■ REQUIREMENTS
List the lines of this listing that hold the word "styles".

--- Start of RECORDED INFORMATION ---

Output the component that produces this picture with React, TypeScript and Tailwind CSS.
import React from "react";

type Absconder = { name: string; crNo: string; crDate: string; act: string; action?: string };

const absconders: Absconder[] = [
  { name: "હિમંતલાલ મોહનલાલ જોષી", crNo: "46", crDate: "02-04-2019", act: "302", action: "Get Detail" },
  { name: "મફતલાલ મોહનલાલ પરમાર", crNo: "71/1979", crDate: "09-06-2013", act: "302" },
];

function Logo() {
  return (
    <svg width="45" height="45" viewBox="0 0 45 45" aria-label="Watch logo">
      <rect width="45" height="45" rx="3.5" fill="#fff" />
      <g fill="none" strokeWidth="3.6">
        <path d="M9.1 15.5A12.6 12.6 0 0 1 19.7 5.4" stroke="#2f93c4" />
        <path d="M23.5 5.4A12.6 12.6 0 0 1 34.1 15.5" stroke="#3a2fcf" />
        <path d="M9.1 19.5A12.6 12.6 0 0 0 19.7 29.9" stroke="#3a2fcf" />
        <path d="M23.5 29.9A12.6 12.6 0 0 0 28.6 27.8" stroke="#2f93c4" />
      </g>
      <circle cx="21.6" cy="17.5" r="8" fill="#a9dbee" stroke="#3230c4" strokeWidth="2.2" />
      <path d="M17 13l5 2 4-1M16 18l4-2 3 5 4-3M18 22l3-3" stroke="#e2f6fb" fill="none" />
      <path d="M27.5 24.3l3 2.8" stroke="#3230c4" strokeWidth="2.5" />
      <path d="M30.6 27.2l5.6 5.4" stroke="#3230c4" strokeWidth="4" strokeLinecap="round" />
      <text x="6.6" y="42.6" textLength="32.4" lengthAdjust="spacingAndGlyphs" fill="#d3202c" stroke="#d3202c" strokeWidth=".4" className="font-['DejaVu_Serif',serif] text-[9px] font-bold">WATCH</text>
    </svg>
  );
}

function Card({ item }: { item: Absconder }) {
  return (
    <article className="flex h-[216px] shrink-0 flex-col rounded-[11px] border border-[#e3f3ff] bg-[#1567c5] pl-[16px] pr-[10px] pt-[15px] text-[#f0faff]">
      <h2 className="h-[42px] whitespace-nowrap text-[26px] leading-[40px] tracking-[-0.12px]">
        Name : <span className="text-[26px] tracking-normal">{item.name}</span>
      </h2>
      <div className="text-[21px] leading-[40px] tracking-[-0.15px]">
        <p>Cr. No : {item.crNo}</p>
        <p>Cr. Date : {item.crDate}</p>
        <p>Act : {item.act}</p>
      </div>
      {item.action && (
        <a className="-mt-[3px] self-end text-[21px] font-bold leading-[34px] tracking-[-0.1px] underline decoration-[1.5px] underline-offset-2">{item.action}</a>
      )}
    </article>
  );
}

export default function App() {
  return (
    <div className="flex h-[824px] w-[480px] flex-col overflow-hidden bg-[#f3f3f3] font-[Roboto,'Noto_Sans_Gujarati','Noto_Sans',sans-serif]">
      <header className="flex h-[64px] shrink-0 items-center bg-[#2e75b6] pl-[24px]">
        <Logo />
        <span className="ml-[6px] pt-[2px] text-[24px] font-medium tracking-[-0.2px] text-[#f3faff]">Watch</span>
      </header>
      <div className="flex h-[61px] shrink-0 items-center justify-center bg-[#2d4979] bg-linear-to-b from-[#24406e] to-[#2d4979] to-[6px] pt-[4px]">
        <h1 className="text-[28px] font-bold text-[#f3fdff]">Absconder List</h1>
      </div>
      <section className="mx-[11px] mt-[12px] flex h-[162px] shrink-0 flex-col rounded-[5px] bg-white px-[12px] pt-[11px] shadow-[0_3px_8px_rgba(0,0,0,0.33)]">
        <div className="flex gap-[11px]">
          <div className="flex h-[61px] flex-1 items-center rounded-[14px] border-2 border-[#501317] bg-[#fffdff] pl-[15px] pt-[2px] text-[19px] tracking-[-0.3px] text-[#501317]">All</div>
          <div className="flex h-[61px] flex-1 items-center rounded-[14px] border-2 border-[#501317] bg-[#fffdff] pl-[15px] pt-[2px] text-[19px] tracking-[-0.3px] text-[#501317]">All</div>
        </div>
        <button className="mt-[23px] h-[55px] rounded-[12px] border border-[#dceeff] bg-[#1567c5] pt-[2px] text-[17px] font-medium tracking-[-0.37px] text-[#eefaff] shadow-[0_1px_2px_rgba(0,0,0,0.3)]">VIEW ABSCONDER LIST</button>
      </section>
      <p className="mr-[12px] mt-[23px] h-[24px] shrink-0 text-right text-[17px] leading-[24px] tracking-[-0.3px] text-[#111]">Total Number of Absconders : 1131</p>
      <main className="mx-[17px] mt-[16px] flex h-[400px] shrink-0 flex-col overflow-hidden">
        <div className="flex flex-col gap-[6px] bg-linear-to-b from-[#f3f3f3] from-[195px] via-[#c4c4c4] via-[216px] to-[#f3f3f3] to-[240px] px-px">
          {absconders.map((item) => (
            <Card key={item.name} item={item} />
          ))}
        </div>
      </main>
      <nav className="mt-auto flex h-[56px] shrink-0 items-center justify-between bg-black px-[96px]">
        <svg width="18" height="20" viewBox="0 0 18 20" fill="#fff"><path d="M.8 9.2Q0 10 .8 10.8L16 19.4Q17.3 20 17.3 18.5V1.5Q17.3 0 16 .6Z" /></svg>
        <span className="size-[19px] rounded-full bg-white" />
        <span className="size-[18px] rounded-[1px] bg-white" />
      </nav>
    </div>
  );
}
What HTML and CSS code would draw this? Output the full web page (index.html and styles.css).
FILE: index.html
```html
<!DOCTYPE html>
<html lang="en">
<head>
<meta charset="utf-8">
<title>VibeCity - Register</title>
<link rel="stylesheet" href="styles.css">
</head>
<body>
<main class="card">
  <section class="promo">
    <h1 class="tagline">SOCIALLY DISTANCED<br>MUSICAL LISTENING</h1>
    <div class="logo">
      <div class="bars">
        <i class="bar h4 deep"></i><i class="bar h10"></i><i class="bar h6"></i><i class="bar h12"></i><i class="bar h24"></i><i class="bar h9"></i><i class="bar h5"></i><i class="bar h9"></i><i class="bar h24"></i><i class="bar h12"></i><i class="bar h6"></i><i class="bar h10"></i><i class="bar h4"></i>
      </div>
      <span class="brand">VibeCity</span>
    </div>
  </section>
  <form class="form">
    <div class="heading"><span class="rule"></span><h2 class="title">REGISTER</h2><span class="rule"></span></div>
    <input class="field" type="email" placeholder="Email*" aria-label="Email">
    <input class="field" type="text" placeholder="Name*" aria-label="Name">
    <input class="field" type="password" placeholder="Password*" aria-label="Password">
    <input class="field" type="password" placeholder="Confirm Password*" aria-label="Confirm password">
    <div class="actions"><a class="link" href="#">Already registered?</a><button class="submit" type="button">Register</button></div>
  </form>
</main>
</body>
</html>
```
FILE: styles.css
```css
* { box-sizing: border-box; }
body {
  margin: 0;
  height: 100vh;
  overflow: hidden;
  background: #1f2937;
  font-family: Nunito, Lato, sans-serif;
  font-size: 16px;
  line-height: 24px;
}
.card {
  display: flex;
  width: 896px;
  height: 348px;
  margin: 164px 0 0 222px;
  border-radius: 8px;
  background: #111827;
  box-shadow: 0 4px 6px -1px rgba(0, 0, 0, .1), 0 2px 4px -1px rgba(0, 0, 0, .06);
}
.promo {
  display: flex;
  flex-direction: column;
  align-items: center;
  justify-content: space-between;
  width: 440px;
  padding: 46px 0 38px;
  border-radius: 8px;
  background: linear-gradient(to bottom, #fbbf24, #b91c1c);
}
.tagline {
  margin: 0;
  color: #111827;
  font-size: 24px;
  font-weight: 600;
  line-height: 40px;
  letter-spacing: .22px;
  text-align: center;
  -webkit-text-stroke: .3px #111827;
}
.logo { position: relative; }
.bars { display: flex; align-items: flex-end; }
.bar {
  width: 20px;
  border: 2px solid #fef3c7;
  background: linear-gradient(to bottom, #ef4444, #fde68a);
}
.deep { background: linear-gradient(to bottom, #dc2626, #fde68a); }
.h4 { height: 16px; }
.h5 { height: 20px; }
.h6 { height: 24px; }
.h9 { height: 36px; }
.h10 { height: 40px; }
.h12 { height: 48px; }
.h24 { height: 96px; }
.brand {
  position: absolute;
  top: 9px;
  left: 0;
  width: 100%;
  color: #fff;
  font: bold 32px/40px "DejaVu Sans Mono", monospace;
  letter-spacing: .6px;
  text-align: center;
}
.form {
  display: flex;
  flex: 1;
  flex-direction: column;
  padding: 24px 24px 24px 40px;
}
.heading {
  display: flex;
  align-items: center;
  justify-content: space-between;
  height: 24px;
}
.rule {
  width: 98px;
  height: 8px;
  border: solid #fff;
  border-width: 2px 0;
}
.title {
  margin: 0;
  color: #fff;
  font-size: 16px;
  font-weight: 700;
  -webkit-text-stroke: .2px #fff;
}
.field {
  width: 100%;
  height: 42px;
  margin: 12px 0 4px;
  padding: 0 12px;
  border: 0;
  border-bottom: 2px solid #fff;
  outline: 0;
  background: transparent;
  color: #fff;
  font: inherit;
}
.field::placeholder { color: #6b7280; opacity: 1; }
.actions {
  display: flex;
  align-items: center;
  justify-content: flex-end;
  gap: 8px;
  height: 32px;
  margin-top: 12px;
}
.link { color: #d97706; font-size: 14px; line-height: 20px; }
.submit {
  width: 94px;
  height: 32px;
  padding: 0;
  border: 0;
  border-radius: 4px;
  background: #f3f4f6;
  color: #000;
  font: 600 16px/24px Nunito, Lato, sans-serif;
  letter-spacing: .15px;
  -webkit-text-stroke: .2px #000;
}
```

--- End of RECORDED INFORMATION ---

■ RESPONSE BELOW
What HTML and CSS code would draw this? Output the full web page (index.html and styles.css).
<link rel="stylesheet" href="styles.css">
FILE: styles.css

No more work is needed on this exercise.